I send out an e-zine with a humorous article every two weeks (you can see it and sign up here: As a check, I keep myself subscribed to my own list. Last week I sent an article to my list. When I checked my Spam folder a few hours later, I saw my own e-zine in there! My email filter rejected mail from myself! What chance does my e-zine have of getting through to subscribers if it can't even get to me?

(Of course this does beg the question of whether self-rejection is a form of low-esteem or high-esteem. Are you not good enough for yourself or are you too good for yourself...hmm, that's kind of like a Zeb Koan, I'll have to go under a waterfall and meditate on it)

I have to say, there was a weird feeling of sadness and betrayal as I clicked on the "not Spam" option in my email. "Et tu, Gmail?" I realize that taking your email program's behavior personally is ridiculous, like people who assume their cars break down just to spite them (and you know who you are)

Of course, I'm the guy that feels bad when my microwave beeps at me twice. My microwave is designed to beep when the food is done, and then beep periodically to remind me that there is food in there. This in and of itself seems stupid - when was the last time you put food in the microwave and forgot about it? The microwave beeps, loudly and repeatedly, when it's done. If you can't remember that the microwave beeped, you have bigger problems than just forgetting food. But my microwave beeps like 5 seconds after the time ends as a reminder. And it sounds annoyed. Everytime I wait too long and hear the second beep I feel this sense of, "all right already, I heard you!" It's like an impatient delivery person ringing your doorbell a second time before any human would have had time to answer the door. Inanimate or not, it's annoying.

So I shouldn't take it personally, but it's hard not too. I mean, I spend more time with my email than with most of closest friends (don't snicker - add up the hours and it'll be true for you to). Google is supposed to be smart; doesn't it recognize me when it sees me?

Beyond the recognition betrayal, there's the whole realization that Gmail doesn't feel my e-zine is of value and that it's spam. Now that hurts.
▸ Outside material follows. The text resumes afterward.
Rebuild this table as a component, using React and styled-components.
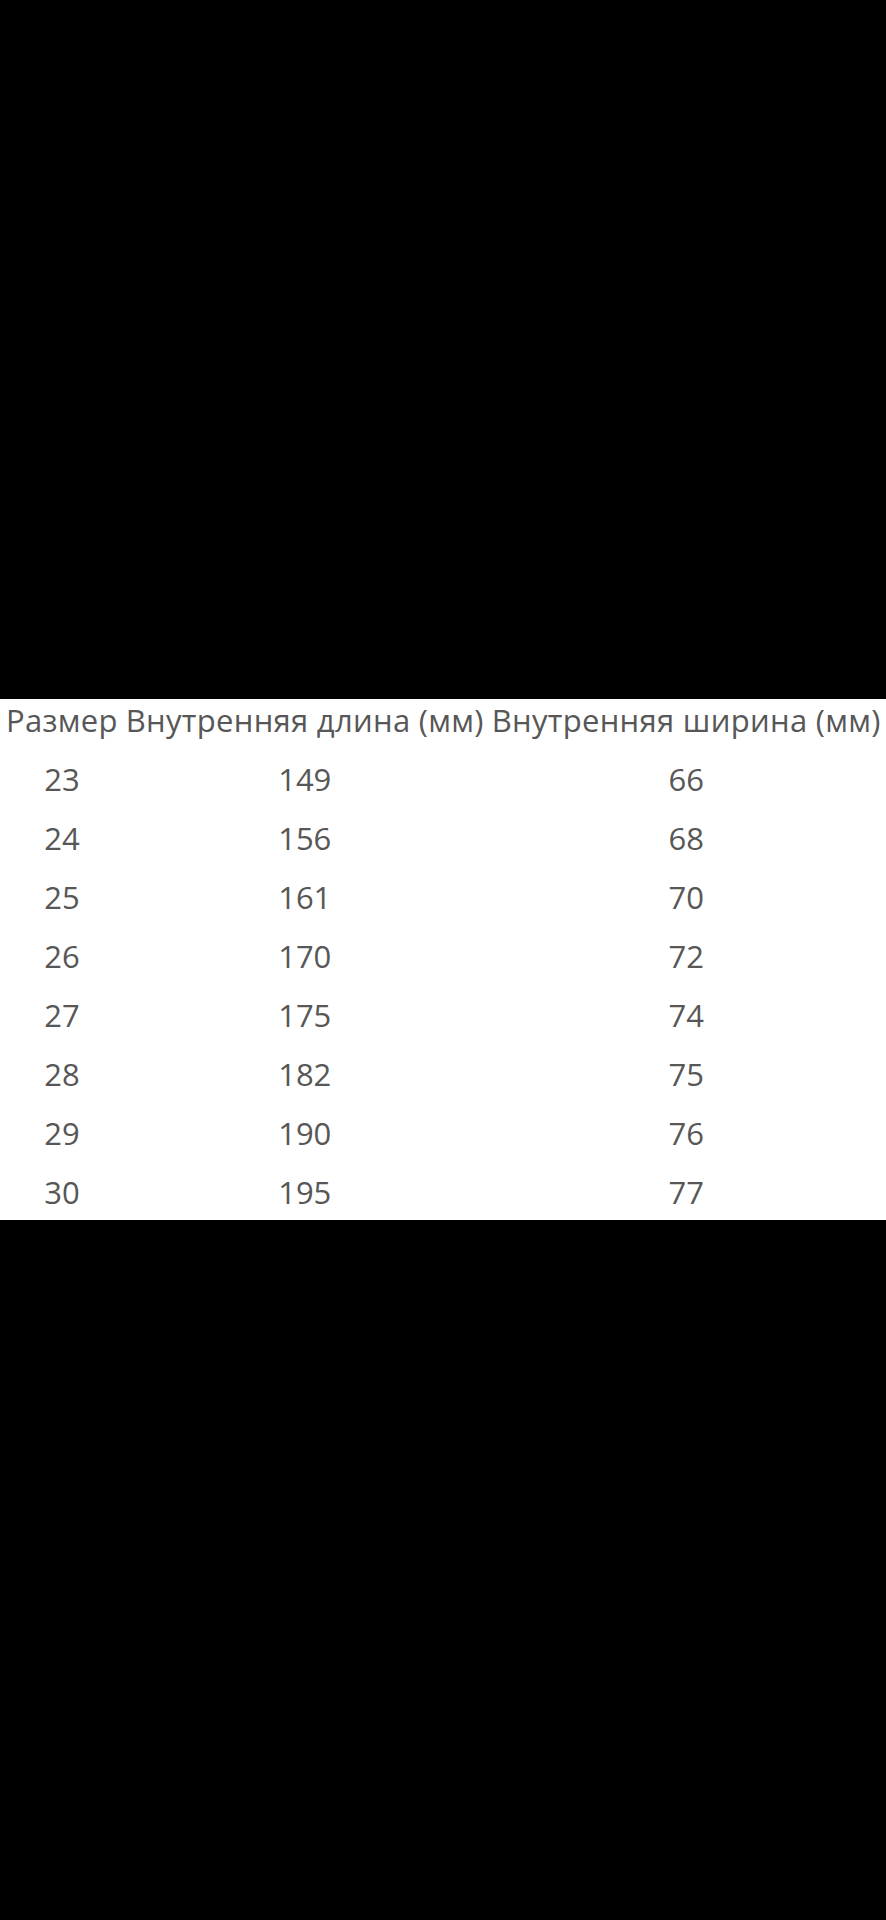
import styled, { createGlobalStyle } from "styled-components";

const rows = [
    ["23", "149", "66"],
    ["24", "156", "68"],
    ["25", "161", "70"],
    ["26", "170", "72"],
    ["27", "175", "74"],
    ["28", "182", "75"],
    ["29", "190", "76"],
    ["30", "195", "77"],
]

const GlobalStyle = createGlobalStyle`
    html, body {
        margin: 0;
        padding: 0;
        background-color: #000;
    }
`

const App = () =>{
    return(
        <Page>
            <GlobalStyle />
            <Sheet>
                <SizeTable>
                    <thead>
                        <tr>
                            <HeadCell>Размер</HeadCell>
                            <HeadCell>Внутренняя длина (мм)</HeadCell>
                            <HeadCell>Внутренняя ширина (мм)</HeadCell>
                        </tr>
                    </thead>
                    <tbody>
                        {rows.map((row)=>{
                            return(
                                <tr key={row[0]}>
                                    {row.map((value, i)=>(
                                        <Cell key={i}>{value}</Cell>
                                    ))}
                                </tr>
                            )
                        })}
                    </tbody>
                </SizeTable>
            </Sheet>
        </Page>
    );
}

const Page = styled.div`
    width: 100%;
    min-height: 1920px;
    background-color: #000;
    padding-top: 699px;
    box-sizing: border-box;
`
const Sheet = styled.section`
    width: 100%;
    height: 521px;
    background-color: #fff;
    overflow: hidden;
`
const SizeTable = styled.table`
    border-collapse: collapse;
    font-family: "Open Sans", "Noto Sans", sans-serif;
    font-size: 31px;
    color: #575757;
    margin-left: 2px;
`
const HeadCell = styled.th`
    font-weight: 400;
    line-height: 42px;
    letter-spacing: 0.3px;
    padding: 0 4px 9px 4px;
    text-align: center;
    white-space: nowrap;
    vertical-align: top;
`
const Cell = styled.td`
    height: 59px;
    line-height: 59px;
    padding: 0 4px;
    text-align: center;
`

export default App;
It's like when you come up with a brilliant idea and you rush to share it with your spouse, or closest friend or colleague, and their first response is to point out why your idea stinks. When you go to your closest friend, you're looking for support and validation...but I suppose that's too much to ask from an inanimate web-based email application.

Lesson #1 - if even I can't get my e-zines, then it's a fair bet a lot of other people aren't. So reach people another way - hence this blog (that's what makes me better than Gmail - I learn and adapt)

Lesson #2 - if I can feel a pang of sadness at a software program's rejection, then you know it's a powerful thing. Rejection can and will happen - be willing to accept and face that, and you will be well on your way to success.

Lesson #3 - I am still pretty sure Gmail did this to me on purpose. This is why humans and machines can never peacefully co-exist. If you don't believe that, watch "The Sarah Connor Chronicles" on Fox...

1 comment:

Jeff Porten said...

Your next step: take a look at the spam comments and see *why* it got rejected, so you can avoid such in the future. You're right that getting trapped in one place is likely indicative of getting trapped elsewhere, so a review is a good idea. No idea where this happens in Gmail, though.